Storytelling is a device used in every culture throughout history as a teaching tool. One of the oldest group of people in the world, the Australian Aboriginal people painted symbols on cave walls and used that, along with a combination of oral narration and music.

Today, storytelling is no longer reserved just for clergymen and social media influencers. In the business world, marketing executives use storytelling as a method to capture and enamour the public; in hopes of converting them to paying customers. Why should it stop there? 

Choose to lead and inspire your team with good stories. We’ve included an example of our favourite one below! 

Here are all the reasons to help convince you to use storytelling as a learning tool to engage and entertain your employees.

It Aligns and Engages Employees with Stagnant Information

Resonate, a startup based in Africa uses storytelling to align its employees with the company values. The reason? You can’t just write essential values down on a piece of paper and expect employees to both remember and utilize them for everyday life.

An easier way to imprint company values onto someone’s mind is through constant repetition and demonstration. A CEO or HR person who constantly repeats the company values can come off and sound like a nagging mother. One way to rectify this is through storytelling.

For instance, Company A chooses to present some positive findings (e.g. financial) to its employees in a direct, straight to the point manner. The employees will leave the meeting with just the stats in mind. Whilst Company B chooses to present the same findings accompanied by what it took to get the positive findings they received. As such, the employees of Company B will walk away with both the statistics and the strategies it needs, to receive such results.

Engaging employees aside, this method allows for the creation of new connections as well as trust and familiarity. It also builds a repertoire, which is something most millennial employees want from their workplace.

Telling stories, if engaging, is considered to be a universal method of teaching. Whether someone is a kinesthetic, verbal, or spatial learner, storytelling engages them. Not to mention how useful tool storytelling can be as a business skill. 

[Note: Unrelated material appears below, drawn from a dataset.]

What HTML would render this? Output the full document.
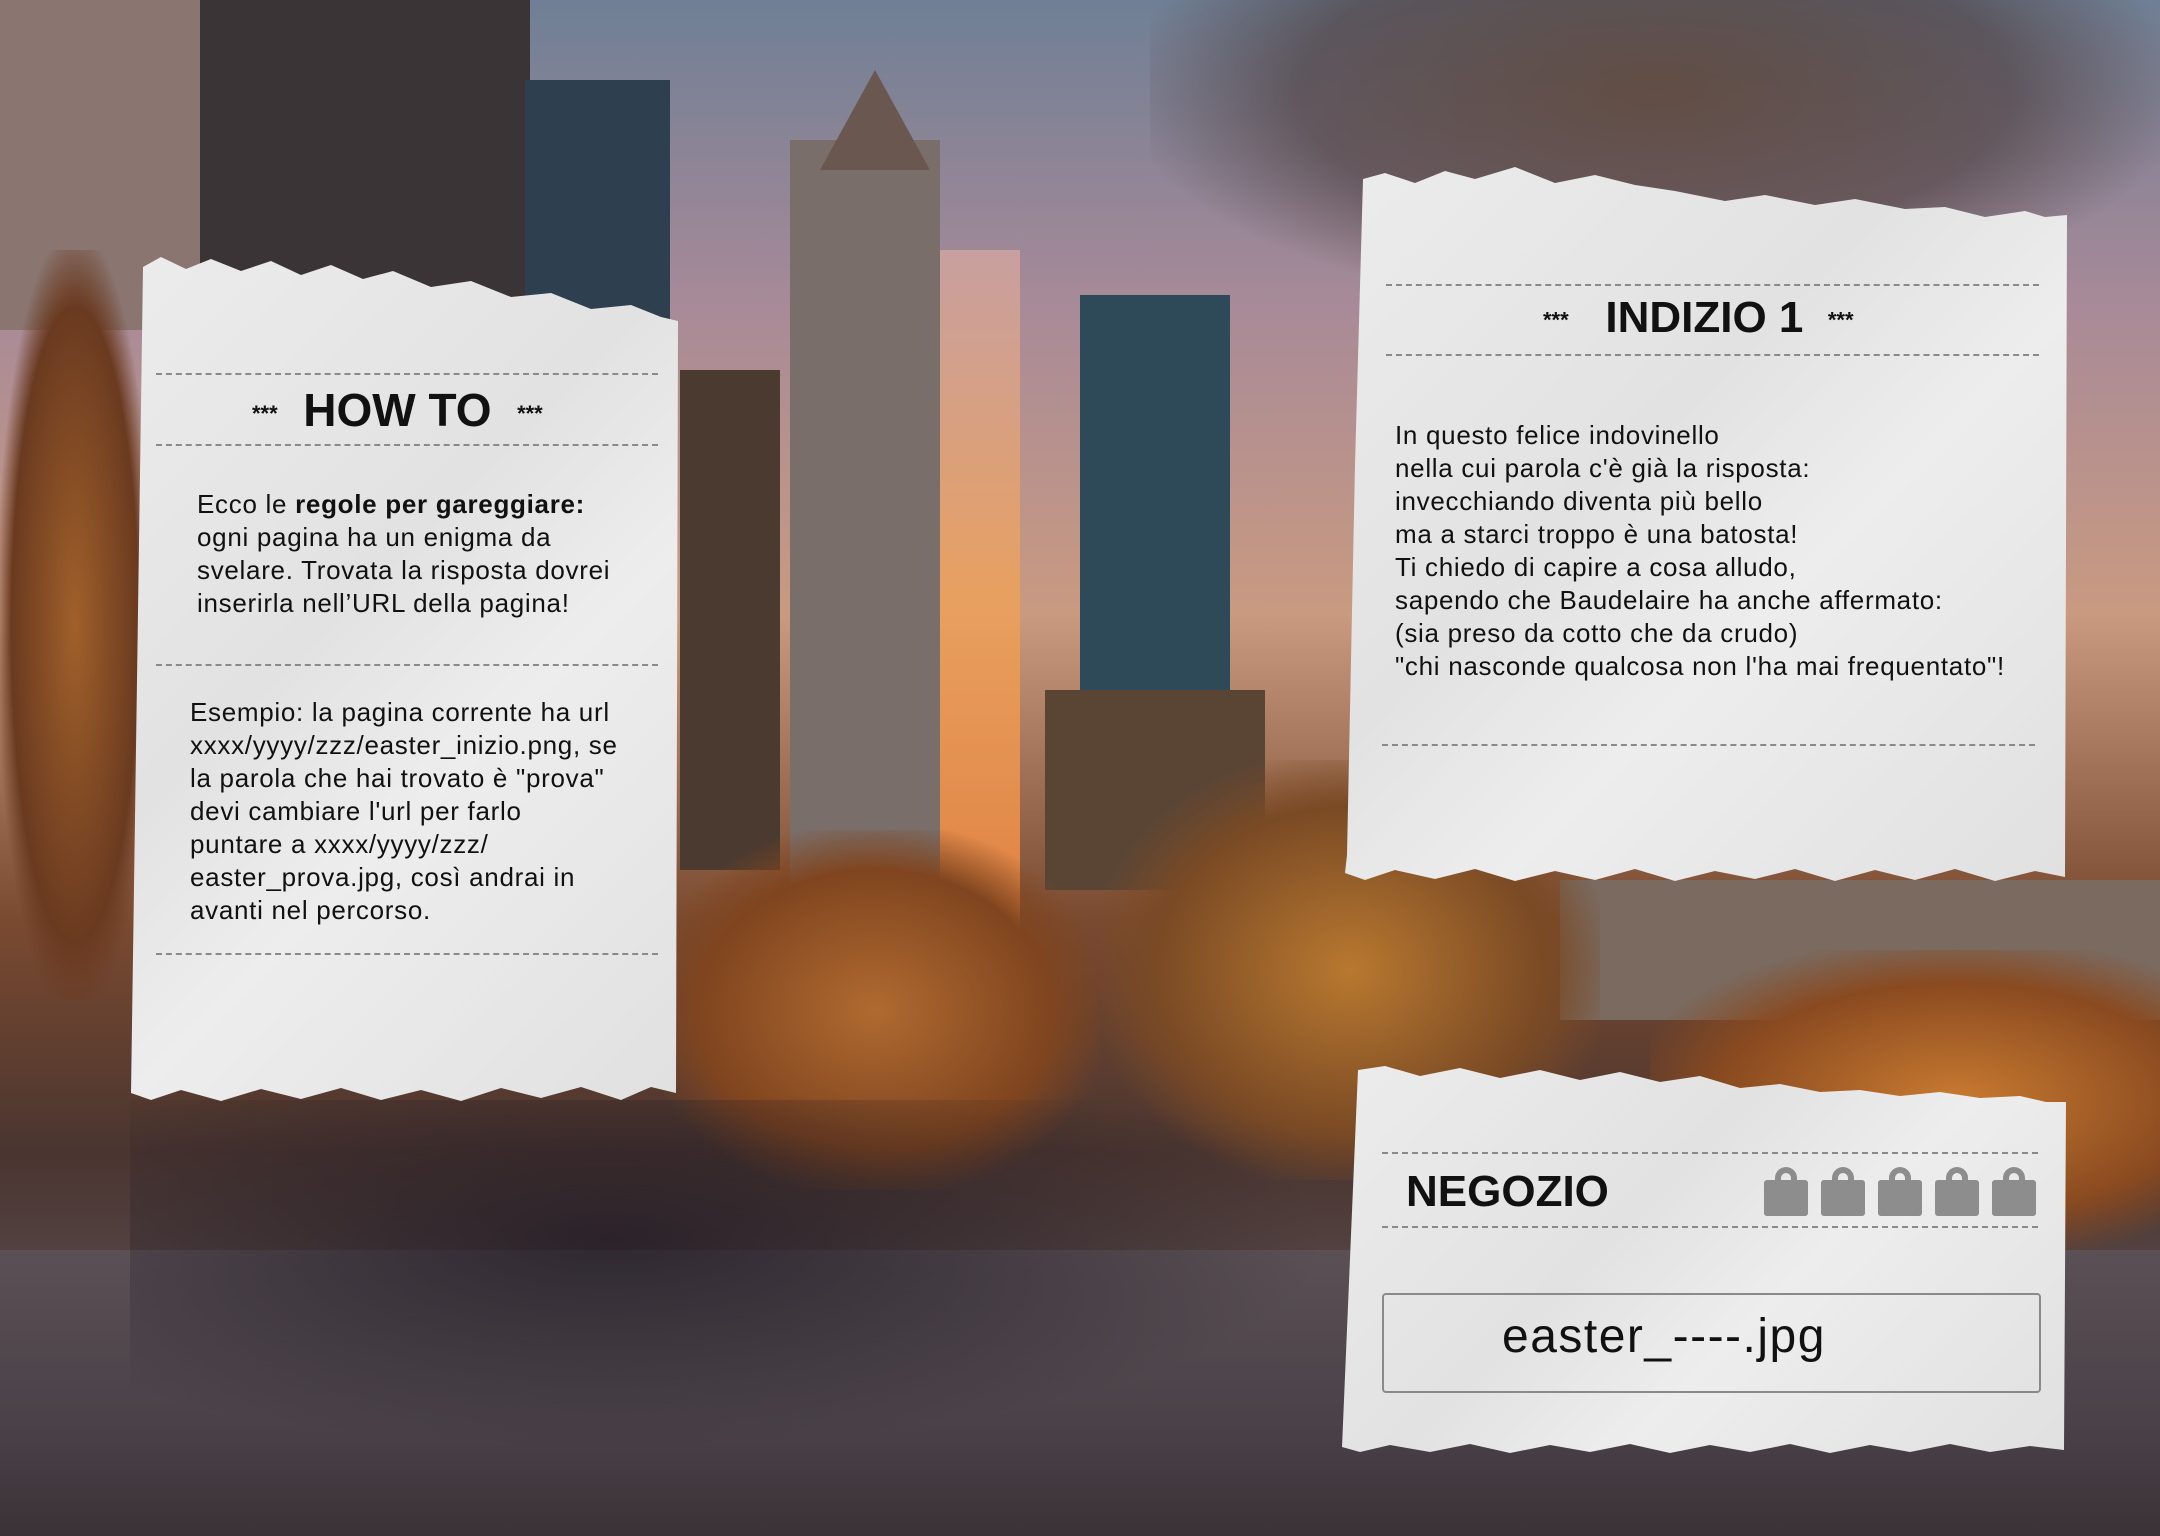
<!DOCTYPE html>
<html><head><meta charset="utf-8"><style>
html,body{margin:0;padding:0}
body{width:2160px;height:1536px;position:relative;overflow:hidden;font-family:"Liberation Sans",sans-serif;background:#3a2c28}
.abs{position:absolute}
.paper{position:absolute;background:linear-gradient(135deg,#ececec 0%,#e2e2e2 40%,#ededed 60%,#e0e0e0 100%);filter:drop-shadow(0 4px 6px rgba(0,0,0,.5))}
.dash{position:absolute;height:0;border-top:2px dashed #8a8a8a}
.t{position:absolute;color:#111;font-size:26px;line-height:33px;white-space:nowrap;letter-spacing:0.7px}
.stars{font-size:22px;font-weight:bold;vertical-align:middle}
</style></head><body>
<!-- background -->
<div class="abs" style="left:0;top:0;width:2160px;height:1536px;background:linear-gradient(180deg,#6f7f95 0%,#a88a98 20%,#c99a80 40%,#7a4a30 60%,#4a3530 75%,#5a4e50 88%,#3a3438 100%)"></div>
<div class="abs" style="left:900px;top:250px;width:120px;height:700px;background:linear-gradient(180deg,#c8a0a0,#e8a060,#e08040)"></div>
<div class="abs" style="left:0;top:0;width:220px;height:330px;background:#8a7570"></div>
<div class="abs" style="left:200px;top:0;width:330px;height:300px;background:#3a3436"></div>
<div class="abs" style="left:525px;top:80px;width:145px;height:240px;background:#2e4050"></div>
<div class="abs" style="left:680px;top:370px;width:100px;height:500px;background:#4a3a30"></div>
<div class="abs" style="left:790px;top:140px;width:150px;height:760px;background:#7a6e6a"></div>
<div class="abs" style="left:820px;top:70px;width:110px;height:100px;background:#6a5850;clip-path:polygon(50% 0,100% 100%,0 100%)"></div>
<div class="abs" style="left:1080px;top:295px;width:150px;height:400px;background:#2e4a58"></div>
<div class="abs" style="left:1045px;top:690px;width:220px;height:200px;background:#5a4535"></div>
<div class="abs" style="left:1560px;top:880px;width:600px;height:140px;background:#7a6a60"></div>
<div class="abs" style="left:0;top:250px;width:150px;height:750px;background:radial-gradient(ellipse at 50% 50%,#a0602a 0%,#6a3a20 60%,transparent 75%)"></div>
<div class="abs" style="left:650px;top:830px;width:450px;height:360px;background:radial-gradient(ellipse at 50% 50%,#b06a30 0%,#80451f 55%,transparent 75%)"></div>
<div class="abs" style="left:1100px;top:760px;width:500px;height:420px;background:radial-gradient(ellipse at 50% 50%,#b8782f 0%,#7a4a25 55%,transparent 75%)"></div>
<div class="abs" style="left:1650px;top:950px;width:510px;height:300px;background:radial-gradient(ellipse at 60% 50%,#c87a30 0%,#8a4a20 55%,transparent 78%)"></div>
<div class="abs" style="left:1150px;top:0;width:1010px;height:300px;background:radial-gradient(ellipse at 50% 30%,rgba(90,64,48,.8) 0%,rgba(74,58,56,.6) 50%,transparent 75%)"></div>
<div class="abs" style="left:0;top:1250px;width:2160px;height:286px;background:linear-gradient(180deg,#5a5055,#4a4248 60%,#3a3236)"></div>
<div class="abs" style="left:130px;top:1100px;width:1200px;height:350px;background:radial-gradient(ellipse at 40% 40%,rgba(30,25,35,.75),transparent 70%)"></div>

<!-- HOW TO paper -->
<div class="paper" style="left:131px;top:255px;width:547px;height:850px;clip-path:polygon(12px 12px,30px 2px,55px 14px,80px 4px,110px 16px,140px 6px,170px 20px,200px 10px,232px 24px,262px 16px,300px 32px,340px 26px,380px 42px,420px 38px,460px 54px,500px 50px,530px 62px,547px 66px,545px 838px,520px 832px,490px 845px,450px 832px,410px 843px,370px 833px,330px 846px,290px 835px,250px 845px,210px 833px,170px 844px,130px 834px,90px 846px,50px 835px,20px 845px,0 838px)"></div>
<div class="dash" style="left:156px;top:373px;width:502px"></div>
<div class="dash" style="left:156px;top:444px;width:502px"></div>
<div class="dash" style="left:156px;top:664px;width:502px"></div>
<div class="dash" style="left:156px;top:953px;width:502px"></div>
<div class="t" style="left:252px;top:384px;font-size:46px;line-height:52px;font-weight:bold;letter-spacing:0"><span class="stars">***</span>&nbsp; HOW TO &nbsp;<span class="stars">***</span></div>
<div class="t" style="left:197px;top:488px">Ecco le <b>regole per gareggiare:</b><br>ogni pagina ha un enigma da<br>svelare. Trovata la risposta dovrei<br>inserirla nell’URL della pagina!</div>
<div class="t" style="left:190px;top:696px">Esempio: la pagina corrente ha url<br>xxxx/yyyy/zzz/easter_inizio.png, se<br>la parola che hai trovato è "prova"<br>devi cambiare l'url per farlo<br>puntare a xxxx/yyyy/zzz/<br>easter_prova.jpg, così andrai in<br>avanti nel percorso.</div>

<!-- INDIZIO paper -->
<div class="paper" style="left:1345px;top:165px;width:722px;height:720px;clip-path:polygon(18px 14px,40px 8px,70px 18px,100px 6px,130px 14px,170px 2px,210px 18px,250px 10px,290px 20px,330px 26px,380px 36px,420px 30px,470px 40px,510px 34px,560px 44px,600px 42px,640px 52px,680px 46px,700px 52px,722px 50px,720px 712px,690px 706px,650px 716px,610px 704px,570px 715px,530px 705px,490px 716px,450px 704px,410px 714px,370px 706px,330px 716px,290px 704px,250px 715px,210px 706px,170px 716px,130px 704px,90px 714px,50px 705px,20px 715px,0 708px,2px 690px,10px 300px)"></div>
<div class="dash" style="left:1386px;top:284px;width:653px"></div>
<div class="dash" style="left:1386px;top:354px;width:653px"></div>
<div class="dash" style="left:1382px;top:744px;width:653px"></div>
<div class="t" style="left:1543px;top:293px;font-size:44px;line-height:50px;font-weight:bold;letter-spacing:0"><span class="stars">***</span>&nbsp;&nbsp; INDIZIO 1 &nbsp;<span class="stars">***</span></div>
<div class="t" style="left:1395px;top:419px">In questo felice indovinello<br>nella cui parola c'è già la risposta:<br>invecchiando diventa più bello<br>ma a starci troppo è una batosta!<br>Ti chiedo di capire a cosa alludo,<br>sapendo che Baudelaire ha anche affermato:<br>(sia preso da cotto che da crudo)<br>"chi nasconde qualcosa non l'ha mai frequentato"!</div>

<!-- NEGOZIO paper -->
<div class="paper" style="left:1340px;top:1062px;width:726px;height:392px;clip-path:polygon(18px 8px,45px 4px,80px 14px,120px 6px,160px 16px,200px 8px,240px 18px,280px 10px,320px 20px,360px 14px,400px 26px,440px 22px,480px 30px,520px 28px,560px 34px,600px 30px,640px 36px,680px 34px,706px 40px,726px 40px,724px 388px,690px 384px,650px 390px,610px 382px,570px 390px,530px 383px,490px 391px,450px 382px,410px 390px,370px 383px,330px 391px,290px 382px,250px 390px,210px 383px,170px 391px,130px 382px,90px 390px,50px 383px,20px 390px,2px 385px)"></div>
<div class="dash" style="left:1382px;top:1152px;width:656px"></div>
<div class="dash" style="left:1382px;top:1226px;width:656px"></div>
<div class="t" style="left:1406px;top:1164px;font-size:44px;line-height:56px;font-weight:bold;letter-spacing:0">NEGOZIO</div>
<svg class="abs" style="left:1764px;top:1166px" width="278" height="52" viewBox="0 0 278 52">
<g fill="#8d8d8d">
<g id="b"><rect x="0" y="14" width="44" height="36" rx="3"/><path d="M11 16V12a11 11 0 0 1 22 0v4h-6V12a5 5 0 0 0-10 0v4z"/></g>
<use href="#b" x="57"/><use href="#b" x="114"/><use href="#b" x="171"/><use href="#b" x="228"/>
</g></svg>
<div class="abs" style="left:1382px;top:1293px;width:655px;height:96px;border:2px solid #8a8a8a;border-radius:4px"></div>
<div class="t" style="left:1502px;top:1309px;font-size:48px;line-height:56px;letter-spacing:1.5px">easter_----.jpg</div>
</body></html>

Four Business Storytelling Strategies for Employee Engagement:

1. Reveal Personal Flaws

The world’s favourite storyteller Disney recommends this tactic to employers who are having trouble with coming across as being approachable. To overcome this, the corporation recommends telling about a time in which you experienced failure and how you overcame it.

2. Teaching

Take storytelling back to its roots by using it as a tool to teach. You can describe a personal experience that you encountered, whether positive or negative, that taught you an important lesson.

3. Stories of Inspiration

Motivate and instill hope in your employees by sharing stories of inspiration and stories of resilience. Let your words influence and inspire the masses. 

4. The Founding Stories

Share the companies early years with your employees, to make them believe that they’re contributing to its history every day at work.

Storytelling is an essential aspect of human culture. We’re born storytellers, it is how we pass our learnings, our history, and lessons down to our successors. Even Facebook and Instagram call its fun feature, “stories”.

In the words of Robert Mckee, a storytelling consultant who has worked with major companies such as Microsoft and Nike, “Storytelling is the most powerful way to put ideas into the world today”.